Als kind had ik mijn trouwe Duitse herder, mijn steun en toeverlaat. Lieve *Dibbes, wat zou de overgang moeilijk zijn geweest zonder jou. Ik voelde mij beschermd en veilig. Jij liet alles toe, ik voelde mij geaccepteerd.
*Dibbes is de naam van de andere Herder welke ik moest achterlaten tot mijn grote verdriet. Hij kon er niets aan doen en ik had geen keuze. Ik ben opgegroeid met een litteken in mijn gezicht als herinnering aan hem. Ik kijk nog altijd met trots in de spiegel als ik deze beschadiging zie in mijn gezicht. Wij waren een goed stel en wij waren maatjes.

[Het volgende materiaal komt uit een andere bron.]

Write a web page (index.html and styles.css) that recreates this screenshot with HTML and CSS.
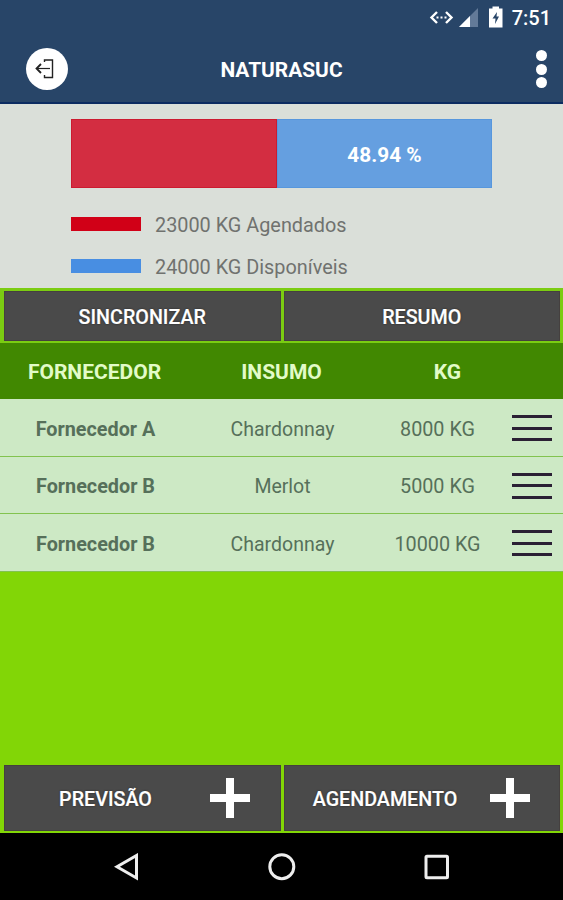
FILE: index.html
```html
<!DOCTYPE html>
<html lang="pt-BR">
<head>
<meta charset="utf-8">
<title>NATURASUC</title>
<link rel="stylesheet" href="styles.css">
</head>
<body>
<div class="screen">
  <header class="top">
    <div class="status">
      <svg class="status-icons" width="76" height="36" viewBox="0 0 76 36">
        <path d="M8 12 2.500 17.500 8 23M17 12l5.500 5.500L17 23" fill="none" stroke="#fff" stroke-width="2.400"/>
        <path d="M7.500 17.500h2M11.500 17.500h2M15.500 17.500h2" stroke="#fff" stroke-width="2"/>
        <path d="M49 8v19H30z" fill="#637a98"/>
        <path d="M41 16v11H30z" fill="#fff"/>
        <path d="M60 8.500h3.500v-2h6.500v2h3.500v19H60z" fill="#fff"/>
        <path d="M68 12l-4.500 6.500h3l-.5 5.500 4-7.500h-2.500z" fill="#284568"/>
      </svg>
      <span class="clock">7:51</span>
    </div>
    <div class="appbar">
      <span class="exit">
        <svg width="42" height="42" viewBox="0 0 42 42" fill="none" stroke="#222">
          <path d="M18.500 14v-2h8v17.500h-8V27" stroke-width="1.400"/>
          <path d="M24 20.500H11" stroke-width="1.200"/>
          <path d="M15 16l-4.500 4.500L15 25" stroke-width="1.800"/>
        </svg>
      </span>
      <h1 class="title">NATURASUC</h1>
      <span class="more"><i></i><i></i><i></i></span>
    </div>
  </header>
  <section class="summary">
    <div class="bar">
      <div class="used"></div>
      <div class="free">48.94 %</div>
    </div>
    <div class="legend"><i class="swatch red"></i><span>23000 KG Agendados</span></div>
    <div class="legend"><i class="swatch blue"></i><span>24000 KG Disponíveis</span></div>
  </section>
  <nav class="actions">
    <div class="btn"><span>SINCRONIZAR</span></div>
    <div class="btn"><span>RESUMO</span></div>
  </nav>
  <div class="row head"><span>FORNECEDOR</span><span>INSUMO</span><span>KG</span></div>
  <div class="row"><b>Fornecedor A</b><span>Chardonnay</span><span>8000 KG</span><i class="menu"></i></div>
  <div class="row"><b>Fornecedor B</b><span>Merlot</span><span>5000 KG</span><i class="menu"></i></div>
  <div class="row"><b>Fornecedor B</b><span>Chardonnay</span><span>10000 KG</span><i class="menu"></i></div>
  <nav class="actions bottom">
    <div class="btn add"><span>PREVISÃO</span><svg width="40" height="40" viewBox="0 0 40 40"><path d="M20 0v40M0 20h40" stroke="#fff" stroke-width="8"/></svg></div>
    <div class="btn add"><span>AGENDAMENTO</span><svg width="40" height="40" viewBox="0 0 40 40"><path d="M20 0v40M0 20h40" stroke="#fff" stroke-width="8"/></svg></div>
  </nav>
  <footer class="nav">
    <svg width="28" height="28" viewBox="0 0 28 28"><path d="M23.500 2.500v22.500L4 13.700z"/></svg>
    <svg width="28" height="28" viewBox="0 0 28 28"><circle cx="13.800" cy="13.700" r="12"/></svg>
    <svg width="28" height="28" viewBox="0 0 28 28"><rect x="3" y="3.200" width="21.500" height="21.500" rx="1"/></svg>
  </footer>
</div>
</body>
</html>
```
FILE: styles.css
```css
* { box-sizing: border-box; }
body { margin: 0; font-family: Roboto, "Liberation Sans", sans-serif; }
.screen { width: 563px; height: 900px; display: flex; flex-direction: column; background: #82d606; overflow: hidden; }
.top { height: 104px; flex: none; background: #284568; border-bottom: 2px solid #0c2c61; color: #fff; }
.status { height: 36px; display: flex; justify-content: flex-end; align-items: center; padding-right: 12px; }
.status-icons { width: 76px; height: 36px; margin-right: 7px; }
.clock { font-size: 20px; font-weight: 500; line-height: 36px; }
.appbar { height: 66px; display: grid; grid-template-columns: 68px 1fr 68px; align-items: center; }
.exit { width: 42px; height: 42px; margin-left: 26px; border-radius: 50%; background: #fff; }
.exit svg { display: block; }
.title { margin: 0; text-align: center; font-size: 20.900px; font-weight: 700; line-height: 24px; padding-top: 2px; }
.more { display: flex; flex-direction: column; gap: 2.500px; align-items: center; margin-left: 25px; }
.more i { width: 11px; height: 11px; border-radius: 50%; background: #fff; }
.summary { height: 184px; flex: none; background: #dadfd9; padding: 15px 71px 0; }
.bar { display: flex; height: 69px; width: 421px; margin-bottom: 22px; }
.used { width: 206px; background: #d32d41; border: 1px solid #cc1b30; }
.free { flex: 1; display: flex; align-items: center; justify-content: center; background: #659fe0; border: 1px solid #5797dd; color: #fff; font-size: 20.800px; font-weight: 700; padding-top: 3px; }
.legend { height: 28px; display: flex; align-items: center; gap: 14px; margin-bottom: 14px; color: #70726f; font-size: 19.850px; white-space: nowrap; }
.legend span { padding-top: 2px; }
.swatch { width: 70px; height: 14px; }
.red { background: #d10017; }
.blue { background: #488ee2; }
.actions { height: 55px; flex: none; display: flex; gap: 3px; padding: 2.500px 3px 2.500px 4px; background: #7bcc12; }
.btn { flex: 1; display: flex; align-items: center; justify-content: center; background: #4a4a4a; border: 1px solid #45403f; color: #fff; font-size: 19.700px; font-weight: 500; padding-top: 3px; -webkit-text-stroke: .2px #fff; text-shadow: 0 0 2px #222; }
.row { height: 57.500px; flex: none; display: grid; grid-template-columns: 190px 185px 125px 63px; align-items: center; text-align: center; background: #cde9c5; border-bottom: 1.500px solid #82c34f; color: #56705a; font-size: 19.800px; padding-top: 3px; }
.row span:nth-child(2) { font-size: 19.500px; }
.row b { font-weight: 700; padding-left: 1px; }
.row.head { height: 56.400px; padding-top: 2px; grid-template-columns: 189px 185px 147px; background: #418801; border: 0; color: #e2fbc8; font-size: 21px; font-weight: 700; }
.row.head span:nth-child(2) { font-size: 21px; }
.menu { width: 40px; height: 26px; margin-left: 12px; margin-top: -2px; border: solid #2b2034; border-width: 3px 0; background: linear-gradient(#2b2034, #2b2034) center / 100% 3px no-repeat; }
.bottom { height: 68px; margin-top: auto; padding-top: 0; background: #82d606; }
.add { display: grid; grid-template-columns: 205px 40px; justify-content: start; text-align: center; padding: 0; }
.add span { padding: 3px 4px 0 0; }
.add svg { display: block; }
.nav { height: 67px; flex: none; display: flex; justify-content: center; gap: 127px; align-items: center; background: #000; }
.nav svg { fill: none; stroke: #eee; stroke-width: 3; }
```
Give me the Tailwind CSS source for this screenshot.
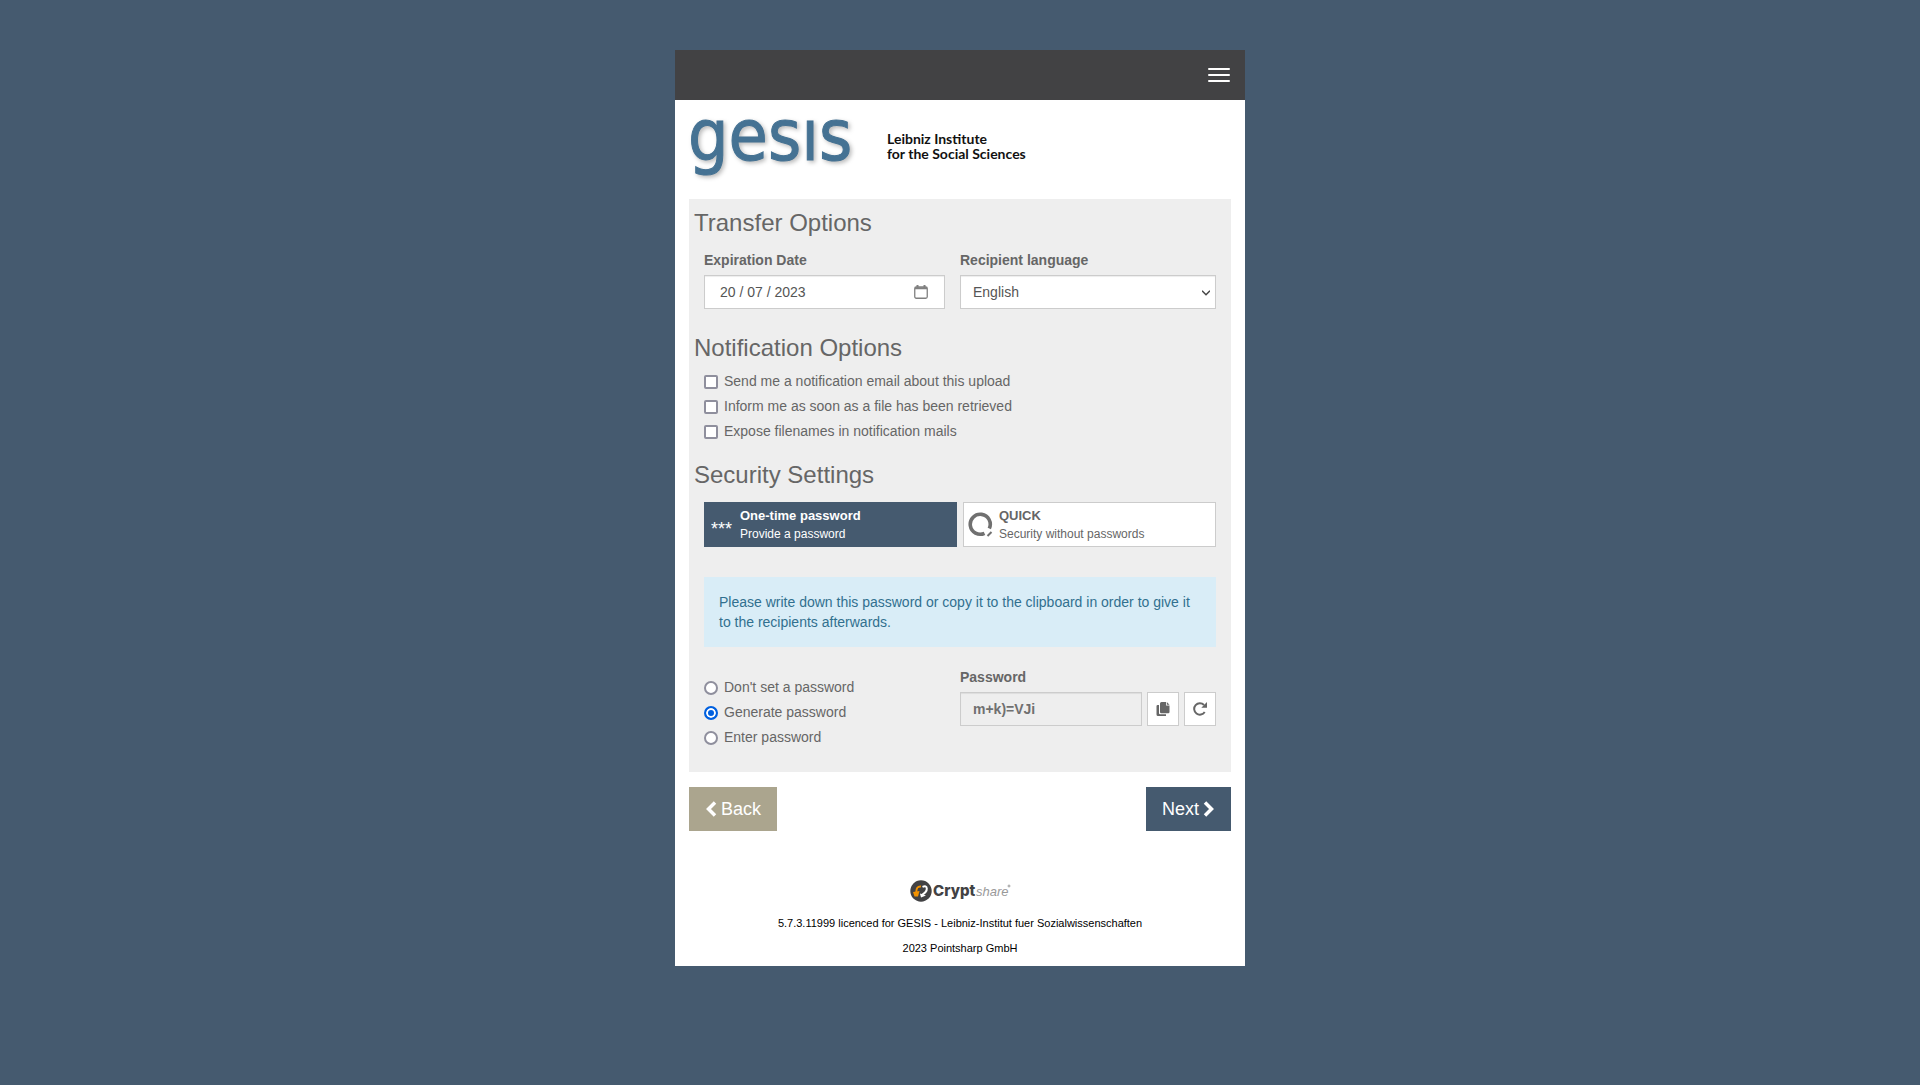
<!DOCTYPE html>
<html lang="en">
<head>
<meta charset="utf-8">
<meta name="viewport" content="width=device-width, initial-scale=1">
<title>Transfer Options</title>
<script src="https://cdn.jsdelivr.net/npm/@tailwindcss/browser@4"></script>
</head>
<body class="min-h-screen bg-[#455a6f] font-['Liberation_Sans',Arial,sans-serif] text-sm leading-5 text-[#666]">
<div class="mx-auto mt-[50px] w-full max-w-[570px] bg-white">
  <header class="flex h-[50px] items-center justify-end bg-[#424244] px-[15px]">
    <button type="button" aria-label="Menu" class="flex w-[22px] flex-col gap-1">
      <span class="h-0.5 w-full rounded-[1px] bg-white"></span>
      <span class="h-0.5 w-full rounded-[1px] bg-white"></span>
      <span class="h-0.5 w-full rounded-[1px] bg-white"></span>
    </button>
  </header>

  <div class="px-3.5">
    <div class="h-[99px] pt-3.5">
      <svg class="h-[75px] w-[360px] overflow-visible" viewBox="0 0 360 75" role="img" aria-label="gesis Leibniz Institute for the Social Sciences">
        <text x="-1" y="46" font-size="71" fill="#457293" stroke="#457293" stroke-width="1" class="font-['DejaVu_Sans_Condensed','Noto_Sans',sans-serif] drop-shadow-[2px_2px_2px_#0004]">gesıs</text>
        <text x="198" y="30" font-size="14" fill="#111" class="font-['Lato',sans-serif] font-bold">Leibniz Institute</text>
        <text x="198" y="45" font-size="14" fill="#111" class="font-['Lato',sans-serif] font-bold">for the Social Sciences</text>
      </svg>
    </div>

    <main class="bg-[#eee] px-[15px] pt-[11px] pb-[25px]">
      <h2 class="-ml-2.5 text-2xl leading-[26px]">Transfer Options</h2>
      <div class="mt-3.5 grid grid-cols-2">
        <div class="pr-[15px]">
          <label for="exp" class="block font-bold">Expiration Date</label>
          <div class="mt-[5px] flex h-[34px] items-center border border-[#ccc] bg-white pr-4 pl-[15px] shadow-[inset_0_1px_1px_#00000013]">
            <input id="exp" type="text" value="20 / 07 / 2023" class="w-full min-w-0 bg-transparent text-[#555] outline-none">
            <svg class="h-3.5 w-3.5 shrink-0" viewBox="0 0 14 14" fill="none" stroke="#808080"><rect x=".75" y="2" width="12.5" height="11.25" rx="1.5" stroke-width="1.3"/><path d="M1 3.2h12M3.5 0v3M10.500 0v3" stroke-width="2"/></svg>
          </div>
        </div>
        <div>
          <label for="lang" class="block font-bold">Recipient language</label>
          <div class="relative mt-[5px]">
            <select id="lang" class="block h-[34px] w-full appearance-none border border-[#ccc] bg-white px-3 text-[#555] shadow-[inset_0_1px_1px_#00000013]"><option>English</option></select>
            <svg class="pointer-events-none absolute top-3.5 right-1.5 h-2 w-2" viewBox="0 0 8 8" fill="none" stroke="#444" stroke-width="1.5"><path d="M0 1.800 4 5.800 8 1.800"/></svg>
          </div>
        </div>
      </div>

      <h2 class="-ml-2.5 mt-[26px] text-2xl leading-[26px]">Notification Options</h2>
      <div class="mt-2.5 flex flex-col gap-[5px]">
        <label class="flex items-center gap-1.5"><input type="checkbox" class="mt-0.5 h-3.5 w-3.5 appearance-none rounded-[2px] border-2 border-[#8f8f9d] bg-white checked:bg-[#0060df]">Send me a notification email about this upload</label>
        <label class="flex items-center gap-1.5"><input type="checkbox" class="mt-0.5 h-3.5 w-3.5 appearance-none rounded-[2px] border-2 border-[#8f8f9d] bg-white checked:bg-[#0060df]">Inform me as soon as a file has been retrieved</label>
        <label class="flex items-center gap-1.5"><input type="checkbox" class="mt-0.5 h-3.5 w-3.5 appearance-none rounded-[2px] border-2 border-[#8f8f9d] bg-white checked:bg-[#0060df]">Expose filenames in notification mails</label>
      </div>

      <h2 class="-ml-2.5 mt-[21px] text-2xl leading-[26px]">Security Settings</h2>
      <div class="mt-3.5 grid grid-cols-2 gap-1.5">
        <button type="button" class="flex h-[45px] items-center gap-[7px] border border-[#455a6f] bg-[#455a6f] px-1.5 text-left text-white">
          <span class="w-[22px] pt-2 text-lg leading-5">***</span>
          <span class="flex flex-col"><span class="text-[13px] leading-[18px] font-bold">One-time password</span><span class="text-xs leading-[18px]">Provide a password</span></span>
        </button>
        <button type="button" class="flex h-[45px] items-center gap-1.5 border border-[#ccc] bg-white px-1 text-left">
          <svg class="h-[25px] w-[25px]" viewBox="0 0 25 25" fill="none" stroke="#707070"><path d="M16.500 21.300A10 10 0 1 1 21.300 16.500" stroke-width="3.600"/><path d="M19.500 24l4-4" stroke-width="2"/></svg>
          <span class="flex flex-col"><span class="text-[13px] leading-[18px] font-bold">QUICK</span><span class="text-xs leading-[18px]">Security without passwords</span></span>
        </button>
      </div>

      <p class="mt-[30px] bg-[#d9edf7] p-[15px] text-[#31708f]">Please write down this password or copy it to the clipboard in order to give it to the recipients afterwards.</p>

      <div class="mt-5 grid grid-cols-2">
        <div class="flex flex-col gap-[5px] pt-2.5">
          <label class="flex items-center gap-1.5"><input type="radio" name="pw" class="mt-0.5 h-3.5 w-3.5 appearance-none rounded-full border-2 border-[#8f8f9d] bg-white checked:border-[#0060df] checked:bg-[#0060df] checked:shadow-[inset_0_0_0_2px_#fff]">Don't set a password</label>
          <label class="flex items-center gap-1.5"><input type="radio" name="pw" checked class="mt-0.5 h-3.5 w-3.5 appearance-none rounded-full border-2 border-[#8f8f9d] bg-white checked:border-[#0060df] checked:bg-[#0060df] checked:shadow-[inset_0_0_0_2px_#fff]">Generate password</label>
          <label class="flex items-center gap-1.5"><input type="radio" name="pw" class="mt-0.5 h-3.5 w-3.5 appearance-none rounded-full border-2 border-[#8f8f9d] bg-white checked:border-[#0060df] checked:bg-[#0060df] checked:shadow-[inset_0_0_0_2px_#fff]">Enter password</label>
        </div>
        <div>
          <label for="pass" class="block font-bold">Password</label>
          <div class="mt-[5px] flex gap-[5px]">
            <input id="pass" type="text" readonly value="m+k)=VJi" class="h-[34px] w-full min-w-0 border border-[#ccc] bg-[#eee] px-3 font-bold text-[#707070] shadow-[inset_0_1px_1px_#00000013]">
            <button type="button" aria-label="Copy password" class="flex h-[34px] w-8 shrink-0 items-center justify-center border border-[#ccc] bg-white"><svg class="h-3.5 w-3.5" viewBox="0 0 14 14" fill="#666"><path d="M4 1.500Q4 0 5.500 0H10v3.500h3.500V10q0 1.200-1.200 1.200H5.200Q4 11.200 4 10ZM10.800 0 13.500 2.700H10.800ZM3 3v8.200q0 1 1 1H10V14H2Q.5 14 .5 12.500V4.200Q.5 3 1.700 3Z"/></svg></button>
            <button type="button" aria-label="Generate new password" class="flex h-[34px] w-8 shrink-0 items-center justify-center border border-[#ccc] bg-white"><svg class="h-3.5 w-3.5" viewBox="0 0 14 14" fill="none" stroke="#666" stroke-width="2"><path d="M11.700 10A5.700 5.700 0 1 1 11 3"/><path d="M14 0v5.700H8.300Z" fill="#666" stroke="none"/></svg></button>
          </div>
        </div>
      </div>
    </main>

    <nav class="mt-[15px] flex justify-between text-lg text-white">
      <button type="button" class="flex h-11 items-center gap-1 bg-[#aba58e] px-4"><svg class="h-4 w-3" viewBox="0 0 12 16" fill="none" stroke="#fff" stroke-width="3.500"><path d="M10 1.500 3.500 8l6.500 6.500"/></svg>Back</button>
      <button type="button" class="flex h-11 items-center gap-1 bg-[#455a6f] px-4"><span>Next</span><svg class="h-4 w-3" viewBox="0 0 12 16" fill="none" stroke="#fff" stroke-width="3.500"><path d="M2 1.500 8.500 8 2 14.500"/></svg></button>
    </nav>
  </div>

  <footer class="flex flex-col items-center pt-12 pb-2 text-[11px] text-black">
    <a href="#" aria-label="Cryptshare" class="block">
      <svg class="h-6 w-[102px]" viewBox="0 0 102 24">
        <circle cx="12" cy="12" r="10.700" fill="#424244"/>
        <path d="M12 7.500Q7 7 7.300 13.500" fill="none" stroke="#f39200" stroke-width="2"/>
        <path d="M4 13 10.500 12 9 17.500H5.500Z" fill="#f39200"/>
        <path d="M13.500 7.800Q17.500 6 17.800 9.500T12 16.500" fill="none" stroke="#fff" stroke-width="2"/>
        <path d="M11 14.500 17 16.500 12 18.500Z" fill="#fff"/>
        <text x="24" y="17" font-size="15" fill="#424244" class="font-['Inter',sans-serif] font-extrabold">Crypt</text>
        <text x="67" y="17" font-size="13" fill="#999" class="font-['Liberation_Sans',sans-serif] italic">share</text>
        <circle cx="100" cy="7" r="1" fill="none" stroke="#888" stroke-width=".8"/>
      </svg>
    </a>
    <p class="mt-2.5">5.7.3.11999 licenced for GESIS - Leibniz-Institut fuer Sozialwissenschaften</p>
    <p class="mt-[5px]">2023 Pointsharp GmbH</p>
  </footer>
</div>
</body>
</html>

Ik was 6 jaar, maar de herinnering eraan is mij nog steeds erg dierbaar. Dit dagboek is ook opgedragen aan hem. Krijg zelf ook nu nog tranen in mijn ogen als ik dit opschrijf. Ik heb de naam Dibbes meegenomen als pseudoniem voor de herder op de foto. De herder die lang bij mij bleef tot wij haar moesten laten inslapen.
Ik gunde Dibbes alles wat zij wilde en zij gunde het mij. Een sfeer van onuitputtelijk trouw zijn aan elkaar, wat je zo kan hebben met een dier. Ik noem het nu gunnen. Toendertijd waarschijnlijk zag ik dat als “alles samen en alleen”. Ik zag geen verschil. Het verschil kwam door de buitenwereld.
Soms verwar ik het begrip gunnen met het “voor wat hoort wat” principe. Dat is denk ik voor diegene die niet onbaatzuchtig kunnen gunnen of geven. Bijvoorbeeld, Ik kan blij worden voor een spelend gezin dat ik zie genieten in het “Golden Hour” van de laatste gouden zonnestralen van de dag. Ik mis het enorm maar ik gun het hun net zoveel als dat ik het mijzelf gun. Ik voel een kracht in mijzelf opkomen dat ik kan geven terwijl ik er zelf zo naar verlang. En nu juist in dat geven ervaar ik de troost en aandacht voor mijn eigen emotie van gemis. Ik gun eigenlijk als het ware hun en mijzelf een ‘cadeau’.
Gunnen gaat voor mij om het ontdekken van je eigen behoefte. Met het uitspreken van ‘mijn behoefte’ ben ik nog niet zo goed. Ik heb het eigenlijk ook nooit geleerd of om mij heen goed waar kunnen nemen. Deels omdat ik het begrip behoefte niet zo goed herken, maar ook deels omdat ik niet geleerd heb om te luisteren naar mijn innerlijke behoefte. Ik merkte dat ik de pijnscheuten die ik ervaarde tijdens de plotselinge confrontatie met mijn behoefte gebruikte om maar vooral mijn behoefte niet uit te spreken. Ik wilde als het ware niet door de pijn heen gaan en haar echt lijden. Ik voel dat in die reactie van het vermijden soms ook een vermijden van gunnen teweeg brengt. Een onbewust proces, waar je, als je het eenmaal doorhebt, beter op gaat letten. Het toelaten van die pijn heb ik leren zien als een ‘zelf-gun’ moment. Ik moet zeggen, dat achteraf deze pijn toch meeviel. Ik dacht dat ik zou vervallen in een ravijn van ellende en dat alcohol nog de enige reddende engel zou zijn die mij eruit kon halen.
Ik heb mijzelf eruit gehaald en ik heb door de tranen heen de kracht gevonden die kennelijk al in mij was. Ik kan het nu beter delen en noem het Gunnen of noem het een cadeau aan jezelf geven.
En waarom?
Ik begrijp soms egoïsme niet zo goed, net zoals ik empathieloos door het leven gaan of het alleen maar jaloers zijn op iedereen of boos blijven op de buitenwereld niet begrijp. Het de schuld vooral maar verleggen naar de buitenwereld en ver van jezelf.
Ik denk terug aan Dibbes, ik denk terug aan het feit dat hij er ‘gewoon’ was en deelde zonder er bij na te denken. Zo direct vanuit het hart zonder zelf in de weg te staan. Ik dank hem dat hij mij geleerd heeft dat je kunt zijn en gunnen zonder het zelf te bezitten. Dat je toch los en onafhankelijk kunt blijven van het geven en dat je er niets voor terug wilt ontvangen omdat het gunnen alleen al een cadeau aan jezelf is.